Des entreprises bahá’íes ont été incendiées, on refuse régulièrement l’emploi aux bahá’ís iraniens et leur permis d’exploitation d’une entreprise est souvent révoqué.

La famille Khanjani est au nombre de ceux qui ont été la cible des pressions économiques. Bon nombre des enfants et autres parents de M. Khanjani qui travaillent dans le secteur agricole se sont vus refusés des prêts, ont subi la fermeture de leur entreprise, ont reçu des amendes inexpliquées et ont vu leurs relations d’affaires circonscrites à cause de leur religion.

« Je ne sais pas comment les membres de ma famille arrivent à survivre au jour le jour » affirme Nika Khanjani.

Les autorités iraniennes interdisent aussi aux jeunes bahá’ís l’accès aux universités. L’Institut bahá’í d’éducation supérieure, qui a été conçu pour répondre aux besoins éducatifs de ceux qui, en raison de leur religion, ne peuvent pas obtenir une éducation postsecondaire, leur offre une autre forme d’éducation supérieure.

L’Institut bahá’í d’éducation supérieure est un des nombreux moyens adoptés par les bahá’ís d’Iran pour que leurs jeunes puissent continuer à servir leur pays, malgré les graves persécutions qui sévissent.

Dans un article paru dans le Wall Street Journal le 15 mars 2011, la journaliste américaine Roxana Saberi, qui avait partagé la cellule de Mme Sabet et de Mme Kamalabadi, deux des dirigeantes bahá’íes, a dit se souvenir de leur « générosité » et de leur « compassion ». Elle a dit que les deux femmes encourageaient les autres prisonnières et leur donnait courage et qu’elles avaient pris soin d’elle durant sa grève de la faim.

Dans le même article, elle a dit que lorsque les autorités de la prison Rajar Shahr ont ordonné aux autres prisonnières de rompre leurs contacts avec Mme Sabet et Mme Kamalabadi, elles ont refusé et ont continué à chercher leur compagnie.

La regrettée Mme Khanjani a aussi continué de servir son pays, malgré les persécutions intenses que lui a fait subir le gouvernement. « Elle s’occupait d’un groupe de 40 à 50 enfants, sans égard pour leur religion », explique Diane Ala’i, représentante de la Communauté internationale bahá’íe aux Nations unies à Genève.

Mme Nika Khanjani a dit que depuis la mort de sa tante, les membres de sa famille en Iran pleuraient sa disparition « en privé et silencieusement », mais qu’ils poursuivaient leurs activités et continuaient de servir leur collectivité.
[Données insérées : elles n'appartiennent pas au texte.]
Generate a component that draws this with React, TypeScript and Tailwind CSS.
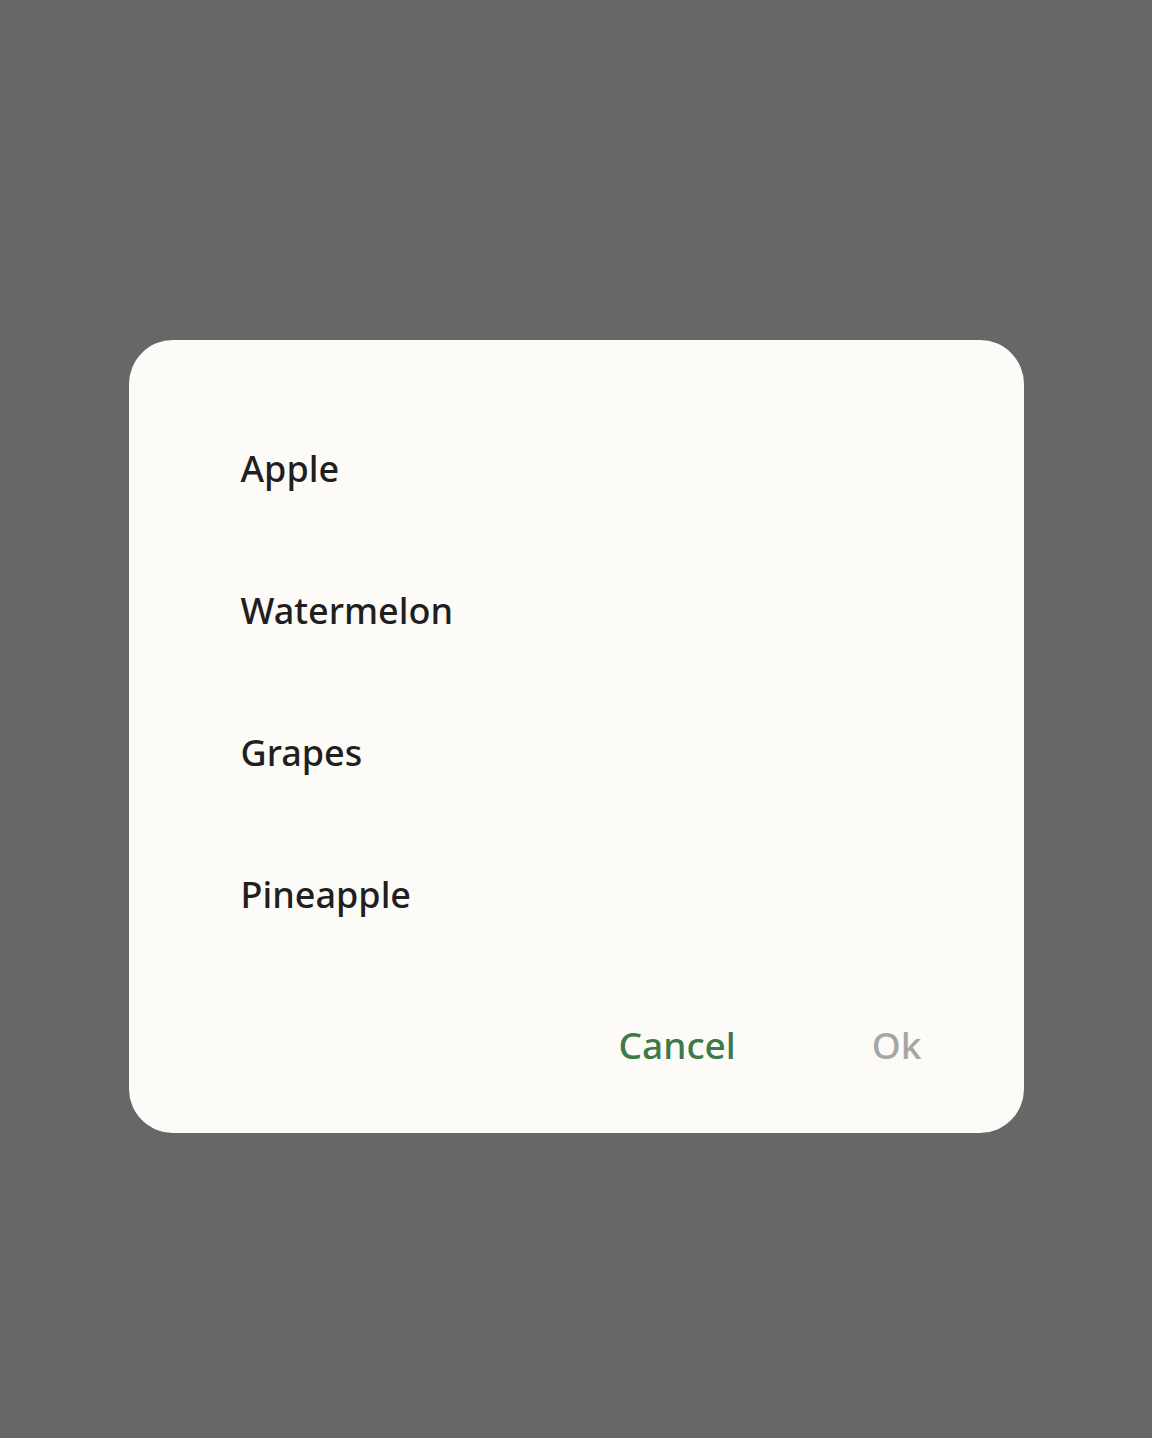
import React from 'react';

const fruits = ['Apple', 'Watermelon', 'Grapes', 'Pineapple'];

export default function App() {
  return (
    <div
      className="min-h-[1438px] w-full bg-[#686666] flex flex-col items-center pt-[340px]"
      style={{ fontFamily: '"Noto Sans", "Open Sans", sans-serif' }}
    >
      <div className="w-[895px] h-[793px] bg-[#fcfbf8] rounded-[44px] flex flex-col">
        <ul className="pt-[58px] pl-[112px]">
          {fruits.map((f) => (
            <li key={f} className="h-[142px] flex items-center text-[36px] font-medium text-[#1f1f1f]">
              {f}
            </li>
          ))}
        </ul>
        <div className="flex justify-end items-center h-[158px] pr-[102px] text-[37px] font-medium">
          <button className="text-[#3d7a49]">Cancel</button>
          <button className="ml-[136px] text-[#a6a6a6]">Ok</button>
        </div>
      </div>
    </div>
  );
}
À une séance du Comité permanent des affaires étrangères et du développement international, le 27 mars 2009, le député Mario Silva avait pris la défense des bahá’ís d’Iran, comme les membres de la famille Khanjani.

« À titre de parlementaires et de dirigeants de la communauté internationale, ayant fait preuve d’un engagement de longue date dans la défense des droits de la personne, nous devons condamner cette situation sans réserve et à toutes les occasions qui se présentent », avait-il dit.